Cada año, me gusta dar una vuelta por la Pradera en el día de San Isidro, patrón de los madrileños. Ojeo el panorama, me compro un bocata en una caseta, unas rosquillas del Santo, y paseo entre las atracciones de la feria. Ya no me monto en ellas, pero las contemplo con nostalgia; tampoco voy vestida de chulapa. En mi generación no se lleva mucho.
El sábado pasado, Andrés y yo dejamos de lado el pop para decantarnos por lo clásico y el folclore: una actuación de la banda municipal sinfónica en la Plaza Mayor, donde nos deleitaron con un repertorio de pasodobles y chotis, todo muy vintage. Bajábamos la media de edad, ciertamente, pero a mucha honra. Te puede gustar el rock y el pasodoble: una cosa no quita la otra.
Lo que ya tolero menos es el reguetón, y de eso hay mucho en la Pradera. Podría decirse que ha sepultado al chotis. A partir de las ocho o las nueve de la noche, los pocos organilleros y barquilleros supervivientes de la modernidad desaparecen para dar paso a hordas de adolescentes con flores en el pelo y litronas en la mano. Invaden los jardines de la Pradera cual un ejército de hunos, dejando a su paso vasos de plástico vacíos, botellas quebradas, servilletas sucias. Deberían darles un premio al heroísmo a los equipos de limpieza que al día siguiente tengan que arreglar ese desaguisado. Los invasores son menores de edad, pero beben alcohol como cosacos y nadie parece asustarse. La policía y el SAMUR andan por allí cerca, dibujando un hermoso mosaico de hipocresía social. Lo peor de esto, insisto –más allá de que los chiquillos beban o dejen de beber– es la pocilga en la que queda convertido el césped a su marcha.

Bueno, también hay que considerar el reguetón como uno de los elementos más disruptivos para mi salud mental. Que ya sé que el chotis no se lleva en las ferias, pero hay vida más allá de “Despacito” y de Enrique Iglesias. Una feria no es creíble si no ponen a Camela en los coches de choque.
El caso es que anoche, paseando por la feria de San Isidro, constaté que el reguetón ha ganado otra batalla más: ha logrado sustituir a «En una tribu apache», la canción oficial de la atracción de los toros mecánicos. Parecía imposible, pero ha sucedido. Los niños de los noventa sabrán a qué atracción y a qué canción me refiero.
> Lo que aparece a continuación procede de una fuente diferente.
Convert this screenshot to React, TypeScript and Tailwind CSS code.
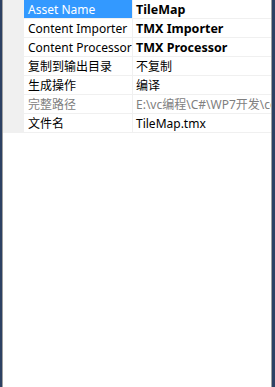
const rows: { name: string; value: string; bold?: boolean; dim?: boolean; selected?: boolean }[] = [
  { name: "Asset Name", value: "TileMap", bold: true, selected: true },
  { name: "Content Importer", value: "TMX Importer", bold: true },
  { name: "Content Processor", value: "TMX Processor", bold: true },
  { name: "复制到输出目录", value: "不复制" },
  { name: "生成操作", value: "编译" },
  { name: "完整路径", value: "E:\\vc编程\\C#\\WP7开发\\code\\TileMap.tmx", dim: true },
  { name: "文件名", value: "TileMap.tmx" },
];

export default function App() {
  return (
    <div
      className="flex h-[387px] w-[275px] bg-[#2d4163] text-[12px] leading-[18px] text-black"
      style={{ fontFamily: '"Segoe UI", "Noto Sans", "Noto Sans CJK SC", sans-serif' }}
    >
      <div className="ml-[2px] mr-[3px] flex flex-1 flex-col overflow-hidden border-x border-[#a0a0a0] bg-white">
        <div className="flex flex-col">
          {rows.map((r) => (
            <div key={r.name} className="flex h-[19px] bg-[#f0f0f0]">
              <div className="w-[21px] shrink-0" />
              <div
                className={`w-[109px] shrink-0 overflow-hidden whitespace-nowrap pl-[4px] pt-[1px] border-b border-r border-[#f0f0f0] ${
                  r.selected ? "bg-[#3399ff] text-white" : r.dim ? "bg-white text-[#808080]" : "bg-white"
                }`}
              >
                {r.name}
              </div>
              <div
                className={`flex-1 overflow-hidden whitespace-nowrap pl-[3px] pt-[1px] border-b border-[#f0f0f0] bg-white ${
                  r.bold ? "font-bold text-[12.5px]" : ""
                } ${r.dim ? "text-[#808080]" : ""}`}
              >
                {r.value}
              </div>
            </div>
          ))}
        </div>
      </div>
    </div>
  );
}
Era una deliciosa expresión de lo cutre, un delirio del arte kitsch. Los feriantes la ponían en bucle y una acababa cantándola después de haber salido de la feria y durante el día siguiente, como si de una inocente resaca se tratase. Ya es una huella del pasado. Los adolescentes caen de los toros y se vuelven a levantar al ritmo de Enrique Iglesias. La decadencia de Occidente podría empezar en este punto exacto.
Sin embargo, quedan reductos del pasado, como la atracción del “Súper Kanguro”, que lleva en pie desde que tengo uso de razón. Ese canguro rosa con chupa azul y medallón gitano en el cuello ha debido de vivir entera la década de los noventa. No entiendo cómo todavía no le han dedicado un capítulo en Cuéntame, a él, que es uno de los testigos más relevantes y menospreciados de nuestro tiempo, que ha visto crecer tantas generaciones. Su presencia en la feria me resulta tranquilizante, y el día en el que desaparezca se apagará una estrella en el Olimpo de lo cutre, un lugar que imagino decorado con esas obras de arte anónimas que cubren las atracciones de las ferias, plagadas de princesas Disney con los ojos rojos y mickey mouses azules, y de repente una caricatura de Clint Eastwood que sería la envidia de cualquier cuadro fauvista. Cerca, en un altar, el tradicional y olvidado gitano con una cabra en un taburete pondría el broche a este entrañable paraíso ferial. Ya nadie piensa en la cabra: se extinguió de forma silenciosa, sin que nos diéramos cuenta. Si hoy la pillaran los de PACMA, el gitano no tendría España para correr.
La modernidad también trae cosas buenas, como las rosquillas de fresa. Andrés dice que superan a las de limón.